Content and beaming with pride, she was happy to be a stay at home mother. But one blustery spring evening, news came of her husband’s sudden passing. Possessing no life insurance, there was little to cushion the financial blow from losing the breadwinner of a family. Still reeling from the tragedy of losing her husband, she made a plan to return to the workforce and rebuild their lives one daunting step at a time.
This woman was my mother, the queen of taking a comfort zone and breaking down its boundaries one wall at a time. She was a master at keeping her secret pains hidden whether it sadness from missing her husband, anxiety from tackling a great fear or the depression she felt when cancer invaded her life. She fought in the midst of adversity to keep pressing on with a smile on her face. As a child I thought she was fearless. As an adult I saw the truth, which made her my greatest hero.
In my return to writing, I had to find something inspirational to stay motivated. My mother always inspires me, making her an easy muse.

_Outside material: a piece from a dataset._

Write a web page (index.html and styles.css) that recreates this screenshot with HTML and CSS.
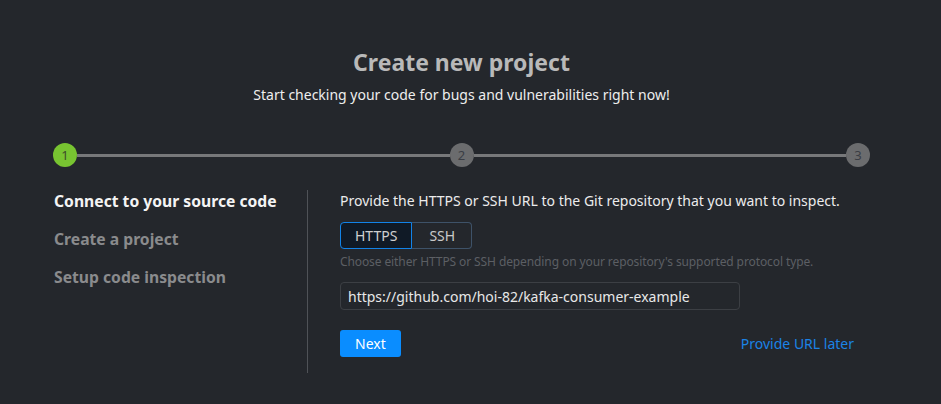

Recently, we moved far from home where everything and everyone was new to me. I’ve enjoyed meeting so many fresh faces, but it’s nerve wracking having them meet me. Does that make sense? Let me explain… I worry how people interpret my quirky personality when first introduced. There are many layers to my identity, added by my years spent on this earth. And I don’t mean like the age rings on a tree I mean, for example, fear. Fear is not a trait we are born with, it is learned. Fear can be so thick a layer it can become a barrier to trust, believing in ones self or trying new things. It can make us guarded and used as a shield, hiding who we truly are or keeping us from what we are capable of.
I find people fascinating; everyone has a story to tell. The stories of our life creates who we are, much like the elements created the terrain around us. Depending on how much wind, sun or rain we have faced determines how rocky or smooth our nature. I turn 36 this month and don’t like to admit how much the past decade has carved away at my foundation. I’ve faced my fair share of rain and hurricane force winds in my lifetime, each one shaping and changing me a little at a time. Some areas remain weakened and worn down, never to stand as they once did. Though, others have grown a root system strong enough and deep enough to weather the next storm without losing ground.

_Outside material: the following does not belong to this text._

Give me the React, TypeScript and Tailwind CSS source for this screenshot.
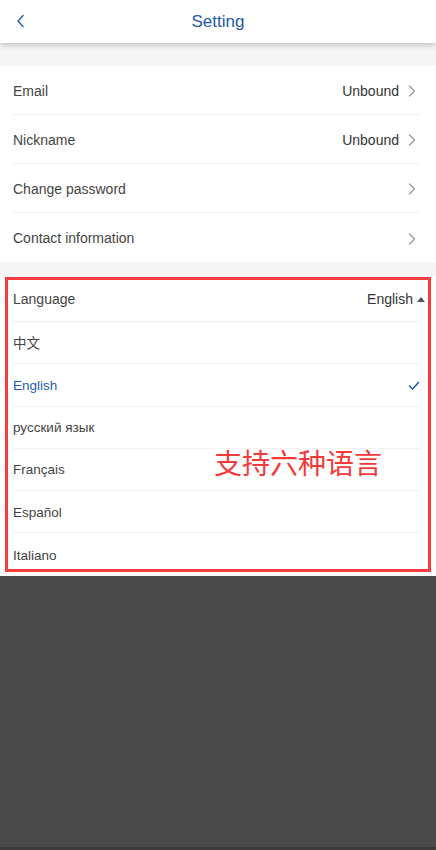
import React from 'react';

//--------------------------------------------DATA------------------------------------------------

const accountRows = [
  { label: 'Email', value: 'Unbound' },
  { label: 'Nickname', value: 'Unbound' },
  { label: 'Change password', value: '' },
  { label: 'Contact information', value: '' },
];

const languages = ['中文', 'English', 'русский язык', 'Français', 'Español', 'Italiano'];

const font = { fontFamily: '"Liberation Sans", Arial, "Noto Sans CJK SC", sans-serif' };

//--------------------------------------------ICONS------------------------------------------------

function ChevronRight() {
  return (
    <svg width="8" height="14" viewBox="0 0 8 14" fill="none" className="shrink-0">
      <polyline points="1.5,2 6.5,7 1.5,12" stroke="#9a9a9a" strokeWidth="1.3" strokeLinecap="round" strokeLinejoin="round" />
    </svg>
  );
}

function ChevronLeft() {
  return (
    <svg width="10" height="14" viewBox="0 0 10 14" fill="none">
      <polyline points="7,1.5 2,7 7,12.5" stroke="#2a62ad" strokeWidth="1.5" strokeLinecap="round" strokeLinejoin="round" />
    </svg>
  );
}

function Check() {
  return (
    <svg width="12" height="10" viewBox="0 0 12 10" fill="none">
      <polyline points="1.5,5 4.5,8 10.5,1.5" stroke="#1f5eb0" strokeWidth="1.6" strokeLinecap="round" strokeLinejoin="round" />
    </svg>
  );
}

//--------------------------------------------COMPOSANT------------------------------------------------

export default function App() {
  return (
    <div className="min-h-[850px] flex flex-col bg-[#4a4a4a]" style={font}>
      <header className="relative z-10 h-[43px] bg-white shadow-[0_2px_6px_rgba(0,0,0,0.22)] flex items-center justify-center">
        <div className="absolute left-[16px] top-[14px]">
          <ChevronLeft />
        </div>
        <h1 className="text-[17px] text-[#1f5aa6]">Setting</h1>
      </header>

      <div className="h-[23px] bg-[#f5f5f5]" />

      <section className="bg-white">
        {accountRows.map((row, i) => (
          <div
            key={row.label}
            className={`ml-[13px] mr-[16px] h-[49px] pt-[2px] flex items-center justify-between ${
              i < accountRows.length - 1 ? 'border-b border-[#f1f1f1]' : ''
            }`}
          >
            <span className="text-[14px] text-[#444]">{row.label}</span>
            <div className="flex items-center gap-[9px] mr-[4px]">
              {row.value && <span className="text-[14px] text-[#333]">{row.value}</span>}
              <ChevronRight />
            </div>
          </div>
        ))}
      </section>

      <div className="h-[14px] bg-[#f5f5f5]" />

      <section className="relative bg-white">
        <div className="ml-[13px] mr-[16px] h-[46px] pt-[1px] flex items-center justify-between border-b border-[#f1f1f1]">
          <span className="text-[14px] text-[#444]">Language</span>
          <div className="flex items-center gap-[4px] -mr-[5px]">
            <span className="text-[14px] text-[#333]">English</span>
            <svg width="8" height="5" viewBox="0 0 8 5">
              <polygon points="0,5 4,0 8,5" fill="#555" />
            </svg>
          </div>
        </div>
        {languages.map((lang, i) => (
          <div
            key={lang}
            className={`ml-[13px] mr-[16px] h-[42.3px] pt-[2px] flex items-center justify-between ${
              i < languages.length - 1 ? 'border-b border-[#f3f3f3]' : ''
            }`}
          >
            <span className={`text-[13.5px] ${lang === 'English' ? 'text-[#1f5eb0]' : 'text-[#444]'}`}>{lang}</span>
            {lang === 'English' && <Check />}
          </div>
        ))}

        {/* annotation overlay */}
        <div className="absolute left-[5px] right-[5px] top-[1px] bottom-[4px] border-[3px] border-[#f53b3b] pointer-events-none" />
        <div
          className="absolute left-[214px] top-[169px] text-[28px] leading-[34px] text-[#f23a3a] pointer-events-none"
          style={{ fontFamily: '"Noto Sans CJK SC", sans-serif' }}
        >
          支持六种语言
        </div>
      </section>

      <div className="flex-1" />
      <div className="h-[3px] bg-[#3b3b3b]" />
    </div>
  );
}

I’ve gotten more settled with my new rehab team and my desk at work screams me. There’s a lot going on between the practical (computer, calendar, and P.T. goniometer), the whimsical (flowery tissue box, fluffy bird pen, and a Magic 8 Ball) and the odd (a coffee mug picturing a missile launcher). The coffee mug is quite the “which one of these items does not belong”, and I can imagine the staff’s facial expressions when they see me drinking my coffee every morning. Are they curious? Maybe they are, but after surveying the various pieces on my desk, they deem me unstable and forgo the questioning.
The mug was my mother’s and when I see it, I don’t envision war. I feel her tenacity, the fire inside her hot enough to burn down the walls too weak to confine her. Once a timid yet clever stay at home mother turned widow turned army secretary. She packed up our lives for a better future and moved us hundreds of miles from home to become the manager of Ft. Bragg’s Central Issue Facility and eventually a Logistics Management Specialist- all in less than ten years. The woman who chose the church she got married in based on the shortest isle to avoid individual attention, became the woman who stood at a podium to address the Armies leading generals on the latest weapon system technologies.
I.T.A.S (Improved Target Acquisition System) was an anti-tank missile system, new at that time. Back then, I would come home and complain about all the high school drama or the stress of exams and just how “busy” my day was. She was always exhausted and would give a vague report on her long days. I just didn’t realize her kind of “busy” was directing practice launches of these technologies for the generals to see in action.
So when I feel my fear taking over or have days when I can’t fight the self-loathing pity party, I see that mug and remember the seeds of fire buried in my genes. If another storm brews or a new challenge presents itself, I know when pushed out of my comfort zone what I am capable of… because my hero showed me.